U.S. stock index futures advanced Friday as monthly Labor Department data showed the pace of job creation cooled in December, fueling hopes that the Federal Reserve’s interest rate hikes are starting to have the desired effect.
How are stock futures trading
- S&P 500 futures ES00, +0.95% gained 40 points, or 1.1%, to 3,869.
- Dow Jones Industrial Average futures YM00, +0.99% gained 354 points, or 1.1%, to 33,424.
- Nasdaq 100 futures NQ00, +0.79% advanced 109 points, or 1%, to 10,929.
On Thursday, the Dow Jones Industrial Average DJIA, -1.02% fell 340 points, or 1.02%, to 32930, the S&P 500 SPX, -1.16% declined 45 points, or 1.16%, to 3808, and the Nasdaq Composite COMP, -2.45% dropped 154 points, or 1.47%, to 10305.
What’s driving markets
Stock-market bulls cheered Friday’s jobs report, which showed that the pace of job creation and wage growth cooled last month, contradicting labor-market data released earlier in the week.
The December nonfarm payrolls report showed 223,000 jobs were created in December, above expectations for 200,000 new jobs, though the pace of job creation slowed from 256,000 during November. Wages grew by just 0.3% in December, down from 0.4% a month earlier.
See: U.S. adds 223,000 jobs in December and jobless rate matches 55-year low of 3.5%
While stocks advanced in the wake of the data, it seems the labor market has continued to confound expectations for an imminent recession, market analysts said. While the pace of wage growth has slowed slightly, workers continued to command higher pay, even if wages have lagged headline inflation.
“This is not going to push the Fed off its agenda one iota,” said Brad Conger, deputy chief investment officer at Hirtle, Callaghan & Co., in commentary about Friday’s data.
Numerous Fed officials have made clear that they want to see unemployment climb in order to help suppress inflation and engineer a return to the Fed’s 2% target. Senior Fed officials expect unemployment to rise by nearly a percentage point in 2023, according to projections released in December.
As a result, Friday’s data likely won’t change the outlook for stocks in the near term, analysts said.

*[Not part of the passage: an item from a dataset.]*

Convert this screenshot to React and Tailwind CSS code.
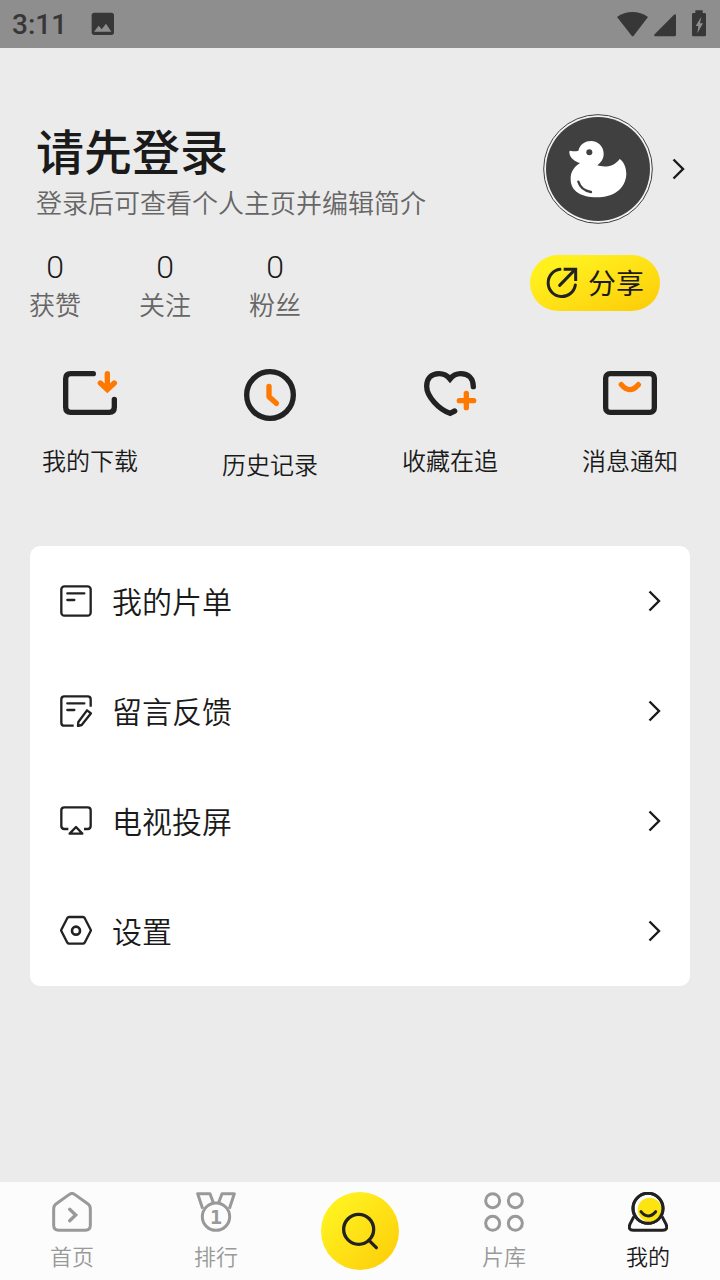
import React from 'react';

const Chevron = () => (
  <svg width="14" height="22" viewBox="0 0 14 22" fill="none" stroke="#1a1a1a" strokeWidth="2.4" aria-hidden="true">
    <path d="M1.5 1.5 L11 11 L1.5 20.5" />
  </svg>
);

const StatusBar = () => (
  <div className="flex h-12 items-center justify-between bg-[#8e8e8e] px-3 text-[#373737]">
    <div className="flex items-center gap-6">
      <span className="pt-0.5 font-[Roboto] text-[28px] leading-8 font-medium">3:11</span>
      <svg width="24" height="24" viewBox="274 36 72 72" aria-hidden="true">
        <rect x="276" y="38" width="67" height="67" rx="8" fill="currentColor" />
        <path d="M283 95 L297 77 L306 88 L319 71 L335 95 Z" fill="#8e8e8e" />
      </svg>
    </div>
    <svg width="92" height="30" viewBox="48 26 276 90" fill="currentColor" aria-hidden="true">
      <path d="M51 50 C78 30 117 30 144 50 L101 106 Q98 109 95 106 Z" />
      <path d="M222 43 Q228 40 228 46 V103 Q228 108 223 108 H166 Q160 107 164 102 Z" />
      <path d="M286 30 H308 V38 H314 Q318 38 318 42 V104 Q318 108 314 108 H280 Q276 108 276 104 V42 Q276 38 280 38 H286 Z" />
      <path d="M304 49 L287 77 H295 L292 99 L309 69 H300 Z" fill="#8e8e8e" />
    </svg>
  </div>
);

const Avatar = () => (
  <svg width="110" height="110" viewBox="69 42 330 330" aria-hidden="true">
    <circle cx="234" cy="207" r="163" fill="#f2f2f2" stroke="#404040" strokeWidth="3" />
    <circle cx="234" cy="207" r="156" fill="#404040" />
    <path
      fill="#fff"
      d="M151 152 Q163 156 175 152 C180 133 195 123 213 123 C235 123 251 140 251 162 C251 177 243 187 232 196 C250 202 280 203 299 177 C311 184 319 203 319 222 C317 267 280 292 230 292 C185 292 152 275 152 238 C151 215 163 200 180 189 C164 184 150 174 148 158 Q147 152 151 152 Z"
    />
    <circle cx="208" cy="157" r="9" fill="#404040" />
    <path d="M175 245 C180 262 195 273 213 276" fill="none" stroke="#404040" strokeWidth="7" strokeLinecap="round" />
  </svg>
);

const ShareIcon = () => (
  <svg width="32" height="32" viewBox="78 501 96 96" fill="none" stroke="#222" strokeWidth="9" aria-hidden="true">
    <path d="M120 508 A41 41 0 1 0 166 555" strokeLinecap="round" />
    <path d="M119 556 L165 509" strokeLinecap="round" />
    <path d="M131 508 H167 V543" />
  </svg>
);

const stats = [
  { label: '获赞', value: 0 },
  { label: '关注', value: 0 },
  { label: '粉丝', value: 0 }
];

const shortcuts = [
  {
    label: '我的下载',
    icon: (
      <svg width="60" height="48" viewBox="90 42 180 144" fill="none" strokeWidth="16" strokeLinecap="round" aria-hidden="true">
        <path d="M190 56 H122 Q107 56 107 71 V157 Q107 172 122 172 H238 Q253 172 253 157 V133" stroke="#222" />
        <path d="M232 56 V98 M211 84 L232 104 L253 84" stroke="#ff7800" />
        <path d="M220 88 H244 L232 102 Z" fill="#ff7800" />
      </svg>
    )
  },
  {
    label: '历史记录',
    icon: (
      <svg width="52" height="52" viewBox="642 42 156 156" fill="none" strokeWidth="16" aria-hidden="true">
        <circle cx="720" cy="120" r="70" stroke="#222" />
        <path d="M717 94 V125 L739 145" stroke="#ff7800" strokeLinecap="round" strokeLinejoin="round" />
      </svg>
    )
  },
  {
    label: '收藏在追',
    icon: (
      <svg width="60" height="48" viewBox="90 42 180 144" fill="none" strokeWidth="16" strokeLinecap="round" aria-hidden="true">
        <path
          d="M250 95 C250 70 235 56 212 56 C198 56 188 62 180 72 C172 62 162 56 147 56 C122 56 110 73 110 94 C110 125 147 164 180 175 L194 168"
          stroke="#222"
        />
        <path d="M229 115 V158 M208 137 H251" stroke="#ff7800" />
      </svg>
    )
  },
  {
    label: '消息通知',
    icon: (
      <svg width="60" height="48" viewBox="630 42 180 144" fill="none" strokeWidth="16" aria-hidden="true">
        <rect x="647" y="56" width="146" height="116" rx="13" stroke="#222" />
        <path d="M694 89 Q719 119 745 89" stroke="#ff7800" strokeLinecap="round" />
      </svg>
    )
  }
];

const menuItems = [
  {
    label: '我的片单',
    icon: (
      <svg width="32" height="32" viewBox="90 135 96 96" fill="none" stroke="#222" strokeWidth="7" aria-hidden="true">
        <rect x="94" y="139" width="88" height="88" rx="9" />
        <path d="M112 160 H163 M112 180 H133" strokeLinecap="round" />
      </svg>
    )
  },
  {
    label: '留言反馈',
    icon: (
      <svg width="32" height="32" viewBox="90 465 96 96" fill="none" stroke="#222" strokeWidth="7" aria-hidden="true">
        <path d="M182 500 V478 Q182 469 173 469 H103 Q94 469 94 478 V548 Q94 557 103 557 H131" />
        <path d="M112 490 H163 M112 510 H133" strokeLinecap="round" />
        <path d="M171 511 L183 520 L155 555 L144 558 L145 546 Z" strokeLinejoin="round" />
      </svg>
    )
  },
  {
    label: '电视投屏',
    icon: (
      <svg width="32" height="32" viewBox="90 75 96 96" fill="none" stroke="#222" strokeWidth="7" aria-hidden="true">
        <path d="M115 147 H103 Q94 147 94 138 V91 Q94 82 103 82 H173 Q182 82 182 91 V138 Q182 147 173 147 H162" />
        <path d="M138 141 L157 161 H119 Z" strokeLinejoin="round" />
      </svg>
    )
  },
  {
    label: '设置',
    icon: (
      <svg width="32" height="32" viewBox="90 405 96 96" fill="none" stroke="#222" strokeWidth="7" aria-hidden="true">
        <path d="M117 411 H159 Q162 411 164 414 L182 449 Q183 451 182 453 L164 488 Q162 491 159 491 H117 Q114 491 112 488 L94 453 Q93 451 94 449 L112 414 Q114 411 117 411 Z" />
        <circle cx="138" cy="452" r="12" strokeWidth="8" />
      </svg>
    )
  }
];

const HomeIcon = () => (
  <svg width="40" height="40" viewBox="156 66 120 120" fill="none" stroke="#999" strokeWidth="9" aria-hidden="true">
    <path d="M207 74 Q216 67 225 74 L263 101 Q271 107 271 117 V166 Q271 181 256 181 H176 Q161 181 161 166 V117 Q161 107 169 101 Z" />
    <path d="M209 118 L227 135 L209 152" strokeWidth="10" strokeLinecap="round" />
  </svg>
);

const MedalIcon = () => (
  <svg width="40" height="40" viewBox="588 66 120 120" fill="none" stroke="#999" strokeWidth="9" aria-hidden="true">
    <circle cx="648" cy="140" r="41" />
    <path d="M608 116 L593 71 H630 L640 98 M656 98 L666 71 H703 L688 116" strokeLinejoin="round" />
    <text x="648" y="161" textAnchor="middle" fill="#999" stroke="none" fontSize="60" fontWeight="700" fontFamily="DejaVu Sans Mono, monospace">1</text>
  </svg>
);

const LibraryIcon = () => (
  <svg width="40" height="40" viewBox="552 66 120 120" fill="none" stroke="#999" strokeWidth="9" aria-hidden="true">
    <circle cx="578" cy="92" r="21" />
    <circle cx="646" cy="92" r="21" />
    <circle cx="578" cy="160" r="21" />
    <circle cx="646" cy="160" r="21" />
  </svg>
);

const MineIcon = () => (
  <svg width="40" height="40" viewBox="984 66 120 120" fill="none" stroke="#222" strokeWidth="9" aria-hidden="true">
    <path d="M1002 139 L990 162 Q983 181 1000 181 H1088 Q1105 181 1098 162 L1086 139" />
    <circle cx="1044" cy="115" r="45" fill="#fcfcfc" />
    <circle cx="1049" cy="119" r="36" fill="#fde310" stroke="none" />
    <circle cx="1044" cy="115" r="45" />
    <path d="M1023 125 Q1044 151 1067 125" strokeLinecap="round" />
  </svg>
);

const SearchIcon = () => (
  <svg width="40" height="40" viewBox="120 123 120 120" fill="none" stroke="#222" strokeWidth="10" aria-hidden="true">
    <circle cx="176" cy="178" r="45" />
    <path d="M207 211 L229 233" strokeLinecap="round" />
  </svg>
);

const NavItem = ({ label, icon, active }) => (
  <a href="#" className="flex flex-col items-center gap-2" aria-current={active ? 'page' : undefined}>
    {icon}
    <span className={`text-[22px] leading-9 ${active ? 'text-[#1a1a1a]' : 'text-[#999]'}`}>{label}</span>
  </a>
);

const App = () => {
  return (
    <div className="flex min-h-screen flex-col bg-[#ebebeb] font-[Roboto,'Noto_Sans_CJK_SC',sans-serif] font-[350] text-[#1a1a1a]">
      <StatusBar />

      <main className="flex-1">
        <header className="flex items-start justify-between pt-16 pr-[34px] pl-9">
          <div className="pt-3">
            <h1 className="text-[48px] leading-[60px] font-medium">请先登录</h1>
            <p className="text-[26px] leading-10 text-[#666]">登录后可查看个人主页并编辑简介</p>
          </div>
          <button type="button" aria-label="个人主页" className="flex items-center gap-[19px] pt-0.5">
            <Avatar />
            <Chevron />
          </button>
        </header>

        <section className="flex items-start justify-between pt-6 pr-[60px]">
          <dl className="flex">
            {stats.map((stat) => (
              <div key={stat.label} className="flex w-[110px] flex-col-reverse items-center">
                <dt className="text-[26px] leading-10 text-[#666]">{stat.label}</dt>
                <dd className="text-[32px] leading-[38px]">{stat.value}</dd>
              </div>
            ))}
          </dl>
          <button
            type="button"
            className="mt-[7px] flex h-14 items-center gap-2.5 rounded-full bg-linear-to-br from-[#fff01e] from-20% to-[#fccb05] px-4 text-[28px] font-normal"
          >
            <ShareIcon />
            <span className="pt-1">分享</span>
          </button>
        </section>

        <section className="grid grid-cols-4 pt-[43px]">
          {shortcuts.map((item) => (
            <button key={item.label} type="button" className="flex flex-col items-center gap-[26px]">
              {item.icon}
              <span className="text-[24px] leading-[38px]">{item.label}</span>
            </button>
          ))}
        </section>

        <ul className="mx-[30px] mt-[61px] rounded-[10px] bg-white">
          {menuItems.map((item) => (
            <li key={item.label}>
              <a href="#" className="flex h-[110px] items-center gap-5 pr-7 pl-[30px]">
                {item.icon}
                <span className="flex-1 pt-1 text-[30px] leading-10">{item.label}</span>
                <Chevron />
              </a>
            </li>
          ))}
        </ul>
      </main>

      <nav className="sticky bottom-0 grid grid-cols-5 bg-[#fcfcfc] pt-2.5 pb-1">
        <NavItem label="首页" icon={<HomeIcon />} />
        <NavItem label="排行" icon={<MedalIcon />} />
        <a
          href="#"
          aria-label="搜索"
          className="flex size-[78px] items-center justify-center justify-self-center rounded-full bg-linear-to-br from-[#fff01e] from-20% to-[#fccb05]"
        >
          <SearchIcon />
        </a>
        <NavItem label="片库" icon={<LibraryIcon />} />
        <NavItem label="我的" icon={<MineIcon />} active />
      </nav>
    </div>
  );
};

export default App;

“This report should add to investor confusion and heighten market volatility in the weeks ahead,” said John Lynch, chief investment officer for Comerica Wealth Management. “It also complicates the Fed’s battle against inflation, though the minutes from the December monetary policy meeting reiterate the committee’s resolve. A 50-basis point move is back on the table for the next FOMC meeting in a few weeks.”
“Equities should remain volatile in the first half of 2023 until investors get comfortable with a trough in GDP and EPS, along with a peak in rates. As markets begin to price in recovery by midyear, we look for 5.0% EPS gains in 2024 to result in fair value of 4,150 for the S&P 500 Index by yearend,” he added.
The S&P 500 index is down more than 19% from its 52-week high after the Fed raised interest rates by 4.25 percentage points in 2022 in an attempt to crush inflation that hit a four-decade high of 9.1% in June, according to the consumer-price index.
Jobs data released earlier in the week painted a picture of a labor market that had remained robust despite the Fed’s best efforts, and it’s not clear whether Friday’s data have meaningfully changed this perception, market strategists said.
JOLTS data released Tuesday showed more than 10 million jobs remained open. Analysts noted that the ADP private sector employment report released on Thursday was stronger than expected, which triggered a selloff in stocks.
Other economic data set for release in the U.S. on Friday include the ISM services sector index for December and factory orders for November, due at 10 a.m. A number of Fed speakers are expected, including Atlanta Fed President Raphael Bostic and Fed Gov Lisa Cook at 11:15 a.m.; Richmond Fed President Tom Barkin at 12:15 p.m.; and Kansas City Fed President Esther George at 1 p.m.
Single-stock movers
- Technology stocks may be under pressure on Friday after Samsung Electronics KR:005930 said quarterly profits fell to an eight year low as it saw weaker demand for chips and smartphones.
- Southwest Airlines Co. shares are worth watching after the airline warned Friday that it expects to report a surprise net loss for the fourth quarter after cancelling thousands of flights over the holidays.
- Tesla Inc. shares are sinking lower after the electric vehicle maker cut prices in China again.